DIRECTIONS FOR THIS TASK: Your task is to repeat all of the data exactly while excluding the pictures.

AVAILABLE DATA:
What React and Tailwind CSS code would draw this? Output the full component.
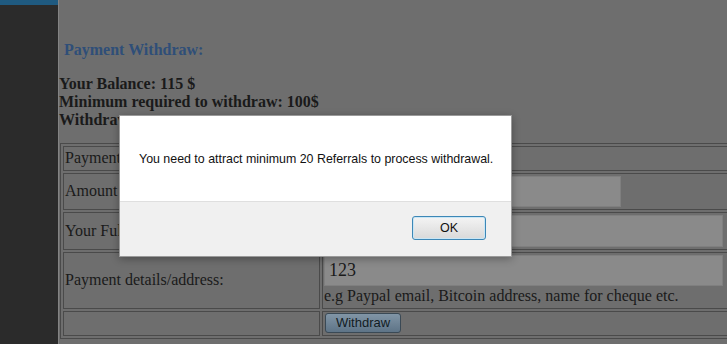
export default function App() {
  const serif = { fontFamily: '"Liberation Serif", "Times New Roman", serif' };
  const sans = { fontFamily: '"Liberation Sans", Arial, sans-serif' };

  return (
    <div className="relative flex h-[344px] w-[727px] overflow-hidden bg-[#6e6e6e]" style={serif}>
      {/* sidebar */}
      <aside className="flex w-[59px] shrink-0 flex-col border-r border-[#838383] bg-[#2b2b2b]">
        <div className="h-[5px] bg-[#1f5a80]" />
      </aside>

      {/* main content */}
      <main className="flex-1 text-[#1a1a1a]">
        <h3 className="ml-[5px] mt-[41px] text-[16px] font-bold leading-[18px] text-[#2f4e78]">
          Payment Withdraw:
        </h3>
        <div className="mt-[16px] text-[16px] font-bold leading-[17.5px]">
          <div>Your Balance: 115 $</div>
          <div>Minimum required to withdraw: 100$</div>
          <div className="pt-px">Withdraw</div>
        </div>

        <table className="ml-px mt-[14px] w-[671px] table-fixed border-separate border-spacing-[2px] border border-[#4a4a4a] text-[16px] leading-[18px]">
          <tbody>
            <tr>
              <td className="h-[25px] w-[257px] border border-[#4a4a4a] px-px">Payment method:</td>
              <td className="border border-[#4a4a4a] px-px"></td>
            </tr>
            <tr>
              <td className="border border-[#4a4a4a] px-px">Amount ($):</td>
              <td className="border border-[#4a4a4a] px-px py-[2px]">
                <div className="h-[31px] w-[297px] border border-[#7f7f7f] bg-[#8a8a8a]" />
              </td>
            </tr>
            <tr>
              <td className="border border-[#4a4a4a] px-px">Your Full name:</td>
              <td className="border border-[#4a4a4a] px-px py-[2px]">
                <div className="h-[32px] w-[399px] border border-[#7f7f7f] bg-[#8a8a8a]" />
              </td>
            </tr>
            <tr>
              <td className="border border-[#4a4a4a] px-px">Payment details/address:</td>
              <td className="border border-[#4a4a4a] px-px pt-[2px] pb-[3px]">
                <div className="flex h-[31px] w-[399px] items-center border border-[#7f7f7f] bg-[#8a8a8a] px-[4px] text-[18px]">
                  123
                </div>
                <div className="mt-px whitespace-nowrap">
                  e.g Paypal email, Bitcoin address, name for cheque etc.
                </div>
              </td>
            </tr>
            <tr>
              <td className="h-[25px] border border-[#4a4a4a] px-px"></td>
              <td className="border border-[#4a4a4a] px-px">
                <button
                  className="ml-px flex h-[20px] w-[76px] items-center justify-center rounded-[3px] border border-[#3a4955] bg-gradient-to-b from-[#8195a6] to-[#5e7487] text-[13px] text-[#121c24]"
                  style={sans}
                >
                  Withdraw
                </button>
              </td>
            </tr>
          </tbody>
        </table>
      </main>

      {/* alert dialog */}
      <div
        className="absolute left-[119px] top-[115px] flex h-[142px] w-[393px] flex-col border border-[#9a9a9a] shadow-[0_2px_8px_rgba(0,0,0,0.3)]"
        style={sans}
      >
        <div className="flex h-[85px] items-center bg-white pl-[19px] pt-[1px] text-[12.4px] text-[#111]">
          You need to attract minimum 20 Referrals to process withdrawal.
        </div>
        <div className="flex flex-1 items-center justify-end border-t border-[#dfdfdf] bg-[#f0f0f0] pr-[25px] pb-[2px]">
          <button className="flex h-[24px] w-[74px] items-center justify-center rounded-[3px] border border-[#3d87b6] bg-gradient-to-b from-[#f4f4f4] to-[#d9d9d9] text-[12.5px] text-[#111] shadow-[inset_0_0_0_1px_#c9e6f5]">
            OK
          </button>
        </div>
      </div>
    </div>
  );
}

ANSWER TO THE EXERCISE:
What React and Tailwind CSS code would draw this? Output the full component.
export default function App() {
  const serif = { fontFamily: '"Liberation Serif", "Times New Roman", serif' };
  const sans = { fontFamily: '"Liberation Sans", Arial, sans-serif' };

  return (
    <div className="relative flex h-[344px] w-[727px] overflow-hidden bg-[#6e6e6e]" style={serif}>
      {/* sidebar */}
      <aside className="flex w-[59px] shrink-0 flex-col border-r border-[#838383] bg-[#2b2b2b]">
        <div className="h-[5px] bg-[#1f5a80]" />
      </aside>

      {/* main content */}
      <main className="flex-1 text-[#1a1a1a]">
        <h3 className="ml-[5px] mt-[41px] text-[16px] font-bold leading-[18px] text-[#2f4e78]">
          Payment Withdraw:
        </h3>
        <div className="mt-[16px] text-[16px] font-bold leading-[17.5px]">
          <div>Your Balance: 115 $</div>
          <div>Minimum required to withdraw: 100$</div>
          <div className="pt-px">Withdraw</div>
        </div>

        <table className="ml-px mt-[14px] w-[671px] table-fixed border-separate border-spacing-[2px] border border-[#4a4a4a] text-[16px] leading-[18px]">
          <tbody>
            <tr>
              <td className="h-[25px] w-[257px] border border-[#4a4a4a] px-px">Payment method:</td>
              <td className="border border-[#4a4a4a] px-px"></td>
            </tr>
            <tr>
              <td className="border border-[#4a4a4a] px-px">Amount ($):</td>
              <td className="border border-[#4a4a4a] px-px py-[2px]">
                <div className="h-[31px] w-[297px] border border-[#7f7f7f] bg-[#8a8a8a]" />
              </td>
            </tr>
            <tr>
              <td className="border border-[#4a4a4a] px-px">Your Full name:</td>
              <td className="border border-[#4a4a4a] px-px py-[2px]">
                <div className="h-[32px] w-[399px] border border-[#7f7f7f] bg-[#8a8a8a]" />
              </td>
            </tr>
            <tr>
              <td className="border border-[#4a4a4a] px-px">Payment details/address:</td>
              <td className="border border-[#4a4a4a] px-px pt-[2px] pb-[3px]">
                <div className="flex h-[31px] w-[399px] items-center border border-[#7f7f7f] bg-[#8a8a8a] px-[4px] text-[18px]">
                  123
                </div>
                <div className="mt-px whitespace-nowrap">
                  e.g Paypal email, Bitcoin address, name for cheque etc.
                </div>
              </td>
            </tr>
            <tr>
              <td className="h-[25px] border border-[#4a4a4a] px-px"></td>
              <td className="border border-[#4a4a4a] px-px">
                <button
                  className="ml-px flex h-[20px] w-[76px] items-center justify-center rounded-[3px] border border-[#3a4955] bg-gradient-to-b from-[#8195a6] to-[#5e7487] text-[13px] text-[#121c24]"
                  style={sans}
                >
                  Withdraw
                </button>
              </td>
            </tr>
          </tbody>
        </table>
      </main>

      {/* alert dialog */}
      <div
        className="absolute left-[119px] top-[115px] flex h-[142px] w-[393px] flex-col border border-[#9a9a9a] shadow-[0_2px_8px_rgba(0,0,0,0.3)]"
        style={sans}
      >
        <div className="flex h-[85px] items-center bg-white pl-[19px] pt-[1px] text-[12.4px] text-[#111]">
          You need to attract minimum 20 Referrals to process withdrawal.
        </div>
        <div className="flex flex-1 items-center justify-end border-t border-[#dfdfdf] bg-[#f0f0f0] pr-[25px] pb-[2px]">
          <button className="flex h-[24px] w-[74px] items-center justify-center rounded-[3px] border border-[#3d87b6] bg-gradient-to-b from-[#f4f4f4] to-[#d9d9d9] text-[12.5px] text-[#111] shadow-[inset_0_0_0_1px_#c9e6f5]">
            OK
          </button>
        </div>
      </div>
    </div>
  );
}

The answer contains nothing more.